Written by: Sheoni Dunlop | Senior Trainer (Tax) | TaxBanter
On 9 October 2025 the Government introduced Bills and an Explanatory Memorandum into Parliament to align the payment of eligible superannuation guarantee (SG) contributions with the day employees are paid their qualifying earnings. The core documents are:
- Bills: Superannuation Guarantee Charge Amendment Bill 2025 and Treasury Laws Amendment (Payday Superannuation) Bill 2025
- Explanatory Memorandum: EM
In short, “Payday super” aims to make super payments happen when ordinary time earnings (OTE) are paid, so unpaid super becomes obvious much sooner. The proposals are intended to reduce unpaid SG by aligning timing and increasing transparency.
Payday super is proposed to start from 1 July 2026.
Key changes employers should know
- Same-day payment: SG must be paid on the same day OTE is paid.
- Timing for late payments: A contribution is considered late if it reaches the super fund more than seven working days after OTE was paid.
- Basis for SG charge: The SG charge will be calculated on OTE, not on salary, aligning it with the basis for calculating underpaid super.
- Administrative uplift: An initial administrative uplift of 60% will apply.
- SG statement changes: Employers will no longer use an SG statement for underpaid SG; instead, voluntary disclosure can be used to reduce the administrative uplift.
- Tax treatment: On-time payments, late payments and any SG charge will be deductible.
There are additional changes included in the Bills and Explanatory Memorandum, as well as information regarding the first year transitional period.
What the ATO has said for the first year
On 9 October 2025 the ATO released PCG 2025/D5 – guidance on their approach to the first year of Payday super. As you would expect from a PCG, it provides an indicator of whether the Commissioner is likely to apply compliance resources depending on the risk zone that employers fit into. The guidance in the PCG is limited to the first year of operation of Payday super.
See the ATO guidance here: PCG 2025/D5 – Payday Super first year ATO approach.
Risk zones
- Low risk: Employers who make SG contributions at the same time they pay employees, but whose payments are rejected by funds and then promptly fixed, are likely to be low risk.
- Medium risk: Employers that continue quarterly SG payments will generally fall into the medium-risk zone.
- High risk: Employers who make insufficient contributions, or otherwise show ongoing non-compliance, will be treated as high risk.

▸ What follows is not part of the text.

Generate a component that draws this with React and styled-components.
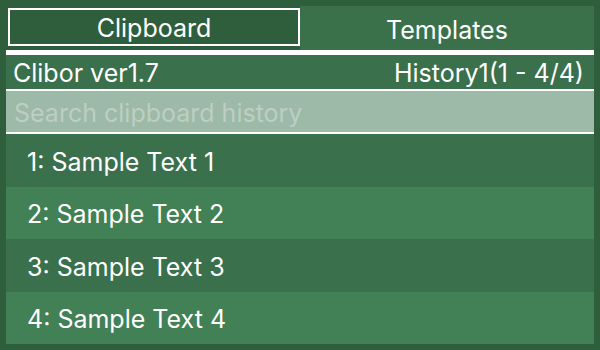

The PCG also makes clear that if the ATO obtains evidence of an SG shortfall, it must apply the law even where an employer would otherwise fit a low-risk profile.
Practical next steps
- ATO Small Business Superannuation Clearing House (SBSCH) users – start transitioning now: new registrations closed on 1 October 2025, existing users will have access until 30 June 2026, and the ATO will stop processing clearing house payments from 1 July 2026.
- Stay alert for law changes: Bills are still before Parliament, keep tuned for updates.